TR Sailing Fast   Wi-Fi Direct Fails to Impress   11/8/2010 11:35:05 PM
Re: Here is one for you - bar code linking
Matt - The problem is just that.... there is now big money in hacking to get valuable information.

Thus, most users hate to do anything inconvenient, while the predator is happy to take advantage of any open doorway.

It isn't about kids fooling around with grades and such anymore.....

Matthew McKenzie   Wi-Fi Direct Fails to Impress   11/8/2010 10:18:11 AM
Re: Here is one for you - bar code linking
Matt - you know this security, linking stuff is just a crazy can of worms....you think you have it sorted and another one pops out of the woodwork - I think that is a mixed metaphor

I love a good mixed metaphor.

The thing about security, of course, is that no matter how hard you work to fix a problem, there are other people working twice as hard to find and exploit new ones. Throw in a healthy profit motive on both sides, and it's a war, no doubt about it.

TR Sailing Fast   Wi-Fi Direct Fails to Impress   11/5/2010 9:48:50 PM
Re: Here is one for you - bar code linking

The idea is that you use the bar code as a physical marker....not so much for security, but as part of a simple hash function.

Not a high security thing, more of a I want to connect these two things.

Actually, it is interesting that you mention that.  One of the patents that I worked on allows the system to update a simple display and the mobile device reads the screen (Images, not laser reading)  thus this key can rotate, sort of like an RSA key.

Nice thing about this is that it is easy for a computer to read that is right there, but a human can most likely not decode this by eye.

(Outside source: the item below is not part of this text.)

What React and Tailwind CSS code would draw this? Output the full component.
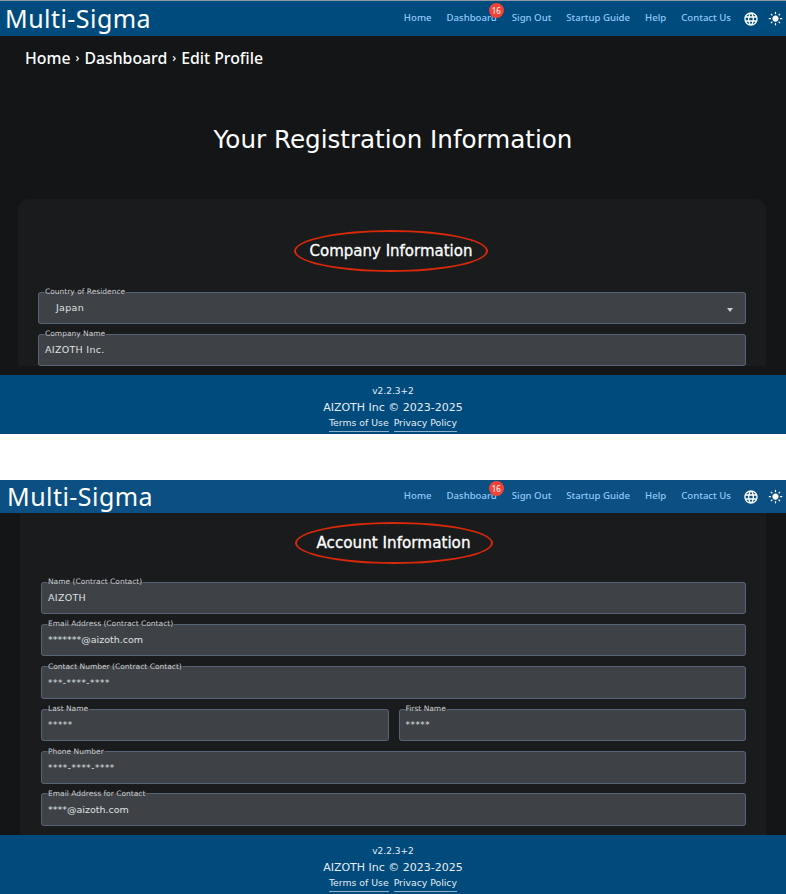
const GlobeIcon = () => (
  <svg viewBox="0 0 24 24" className="w-[16px] h-[16px] fill-white">
    <path d="M11.99 2C6.47 2 2 6.48 2 12s4.47 10 9.99 10C17.52 22 22 17.52 22 12S17.52 2 11.99 2zm6.93 6h-2.95c-.32-1.25-.78-2.45-1.38-3.56 1.84.63 3.37 1.91 4.33 3.56zM12 4.04c.83 1.2 1.48 2.53 1.91 3.96h-3.82c.43-1.43 1.08-2.76 1.91-3.96zM4.26 14C4.1 13.36 4 12.69 4 12s.1-1.36.26-2h3.38c-.08.66-.14 1.32-.14 2 0 .68.06 1.34.14 2H4.26zm.82 2h2.95c.32 1.25.78 2.45 1.38 3.56-1.84-.63-3.37-1.9-4.33-3.56zm2.95-8H5.08c.96-1.66 2.49-2.93 4.33-3.56C8.81 5.55 8.35 6.75 8.03 8zM12 19.96c-.83-1.2-1.48-2.53-1.91-3.96h3.82c-.43 1.43-1.08 2.76-1.91 3.96zM14.34 14H9.66c-.09-.66-.16-1.32-.16-2 0-.68.07-1.35.16-2h4.68c.09.65.16 1.32.16 2 0 .68-.07 1.34-.16 2zm.25 5.56c.6-1.11 1.06-2.31 1.38-3.56h2.95c-.96 1.65-2.49 2.93-4.33 3.56zM16.36 14c.08-.66.14-1.32.14-2 0-.68-.06-1.34-.14-2h3.38c.16.64.26 1.31.26 2s-.1 1.36-.26 2h-3.38z" />
  </svg>
);

const SunIcon = () => (
  <svg viewBox="0 0 24 24" className="w-[15px] h-[15px] fill-white">
    <path d="M12 7c-2.76 0-5 2.24-5 5s2.24 5 5 5 5-2.24 5-5-2.24-5-5-5zM2 13h2c.55 0 1-.45 1-1s-.45-1-1-1H2c-.55 0-1 .45-1 1s.45 1 1 1zm18 0h2c.55 0 1-.45 1-1s-.45-1-1-1h-2c-.55 0-1 .45-1 1s.45 1 1 1zM11 2v2c0 .55.45 1 1 1s1-.45 1-1V2c0-.55-.45-1-1-1s-1 .45-1 1zm0 18v2c0 .55.45 1 1 1s1-.45 1-1v-2c0-.55-.45-1-1-1s-1 .45-1 1zM5.99 4.58c-.39-.39-1.03-.39-1.41 0-.39.39-.39 1.03 0 1.41l1.06 1.06c.39.39 1.03.39 1.41 0s.39-1.03 0-1.41L5.99 4.58zm12.37 12.37c-.39-.39-1.03-.39-1.41 0-.39.39-.39 1.03 0 1.41l1.06 1.06c.39.39 1.03.39 1.41 0 .39-.39.39-1.03 0-1.41l-1.06-1.06zm1.06-10.96c.39-.39.39-1.03 0-1.41-.39-.39-1.03-.39-1.41 0l-1.06 1.06c-.39.39-.39 1.03 0 1.41s1.03.39 1.41 0l1.06-1.06zM7.05 18.36c.39-.39.39-1.03 0-1.41-.39-.39-1.03-.39-1.41 0l-1.06 1.06c-.39.39-.39 1.03 0 1.41s1.03.39 1.41 0l1.06-1.06z" />
  </svg>
);

const Header = ({ second }) => (
  <header
    className={
      second
        ? "h-[33px] shrink-0 flex items-center justify-between pl-[7px] pr-[3px] bg-[#0c4f82]"
        : "h-[36px] shrink-0 flex items-center justify-between pl-[5px] pr-[3px] bg-[#004b7d] border-t border-[#8b9aa6]"
    }
  >
    <div className="font-['Noto_Sans',sans-serif] text-[25px] leading-none text-white tracking-[0.45px]">Multi-Sigma</div>
    <nav className="flex items-center text-[9.6px] font-['Noto_Sans',sans-serif] font-medium text-[#90caf9]">
      <a className="mr-[15px]">Home</a>
      <a className="relative mr-[15px]">
        Dashboard
        <span className="absolute -top-[8px] -right-[7px] w-[15px] h-[15px] rounded-full bg-[#f44336] text-white text-[8px] font-normal flex items-center justify-center">
          16
        </span>
      </a>
      <a className="mr-[15px]">Sign Out</a>
      <a className="mr-[15px]">Startup Guide</a>
      <a className="mr-[15px]">Help</a>
      <a className="mr-[12px]">Contact Us</a>
      <span className="mr-[9px]"><GlobeIcon /></span>
      <SunIcon />
    </nav>
  </header>
);

const Footer = ({ second }) => (
  <footer
    className={
      (second ? "bg-[#004a7c]" : "bg-[#004b7d]") +
      " h-[59px] shrink-0 flex flex-col items-center pt-[10px] text-[#e6edf2] font-['DejaVu_Sans',sans-serif]"
    }
  >
    <div className="text-[9px] leading-[12px]">v2.2.3+2</div>
    <div className="text-[11px] leading-[18px] mt-[2px]">AIZOTH Inc © 2023-2025</div>
    <div className="flex gap-[5px] text-[9.3px] leading-[14px] -mt-[1px]">
      <a className="border-b border-[#8fb0c8] pb-[1px]">Terms of Use</a>
      <a className="border-b border-[#8fb0c8] pb-[1px]">Privacy Policy</a>
    </div>
  </footer>
);

const Field = ({ label, value, select, stars, email, className }) => (
  <fieldset className={"relative h-[36px] border-[1.5px] border-[#566478] rounded-[3px] bg-[#3e4145] px-[6px] font-['DejaVu_Sans',sans-serif] " + (className || "")}>
    <legend className="-ml-[1px] text-[7.5px] leading-[8px] text-[#c9ccd0] px-[1px]">{label}</legend>
    <div
      className={
        (select ? "pl-[11px] " : "") +
        (stars ? "text-[8.7px] tracking-[0.6px] " : "text-[9.5px] ") +
        (email ? "tracking-[0px] " : stars ? "" : "tracking-[0.3px] ") +
        "pt-[3px] leading-[18px] text-[#dfe1e3]"
      }
    >
      {value}
    </div>
    {select && (
      <span className="absolute right-[12px] top-[12px] w-0 h-0 border-x-[3.5px] border-x-transparent border-t-[4px] border-t-[#c9ccd0]" />
    )}
  </fieldset>
);

const SectionTitle = ({ children, wide }) => (
  <div className="flex justify-center">
    <h2
      className={
        (wide ? "w-[198px] text-[15.2px]" : "w-[194px] text-[15px]") +
        " relative h-[42px] flex items-center justify-center text-white font-['DejaVu_Sans',sans-serif] [-webkit-text-stroke:0.3px_white]"
      }
    >
      {children}
      <span className="absolute inset-0 rounded-[50%] border-2 border-[#d9290a]" />
    </h2>
  </div>
);

export default function App() {
  return (
    <div className="w-[786px] h-[894px] bg-white overflow-hidden">
      <section className="h-[434px] flex flex-col bg-[#141517]">
        <Header />
        <main className="flex-1 min-h-0 overflow-hidden">
          <div className="pl-[25px] pt-[11px] flex items-center text-[15.8px] leading-[22px] font-medium text-white font-['Noto_Sans',sans-serif]">
            Home <span className="mx-[5px] text-[12px]">›</span> Dashboard <span className="mx-[5px] text-[12px]">›</span> Edit Profile
          </div>
          <h1 className="mt-[53px] text-center text-[24.6px] leading-[36px] text-white font-['DejaVu_Sans',sans-serif]">
            Your Registration Information
          </h1>
          <div className="mt-[41px] ml-[18px] mr-[20px] rounded-t-[10px] bg-[#191b1d] px-[20px] pt-[31px]">
            <div className="pr-[2px]">
              <SectionTitle>Company Information</SectionTitle>
            </div>
            <div className="mt-[16px] flex flex-col gap-[6px]">
              <Field label="Country of Residence" value="Japan" select />
              <Field label="Company Name" value="AIZOTH Inc." />
            </div>
          </div>
        </main>
        <Footer />
      </section>

      <div className="h-[46px]" />

      <section className="h-[414px] flex flex-col bg-[#141517]">
        <Header second />
        <main className="flex-1 min-h-0 overflow-hidden">
          <div className="mx-[20px] h-full bg-[#191b1d] pl-[21px] pr-[20px] pt-[9px]">
            <SectionTitle wide>Account Information</SectionTitle>
            <div className="mt-[14px] flex flex-col gap-[6.4px]">
              <Field label="Name (Contract Contact)" value="AIZOTH" />
              <Field label="Email Address (Contract Contact)" value="*******@aizoth.com" email />
              <Field label="Contact Number (Contract Contact)" value="***-****-****" stars />
              <div className="flex gap-[10px]">
                <Field label="Last Name" value="*****" stars className="flex-1" />
                <Field label="First Name" value="*****" stars className="flex-1" />
              </div>
              <Field label="Phone Number" value="****-****-****" stars />
              <Field label="Email Address for Contact" value="****@aizoth.com" email />
            </div>
          </div>
        </main>
        <Footer second />
      </section>
    </div>
  );
}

Matt - you know this security, linking stuff is just a crazy can of worms....you think you have it sorted and another one pops out of the woodwork - I think that is a mixed metaphor

Matthew McKenzie   Wi-Fi Direct Fails to Impress   11/5/2010 10:36:10 AM
Re: Here is one for you - bar code linking
@TR: Isn't it possible to spoof a barcode pretty easily? Or is there some way to build a PK signature or something similar into the barcode to prevent that?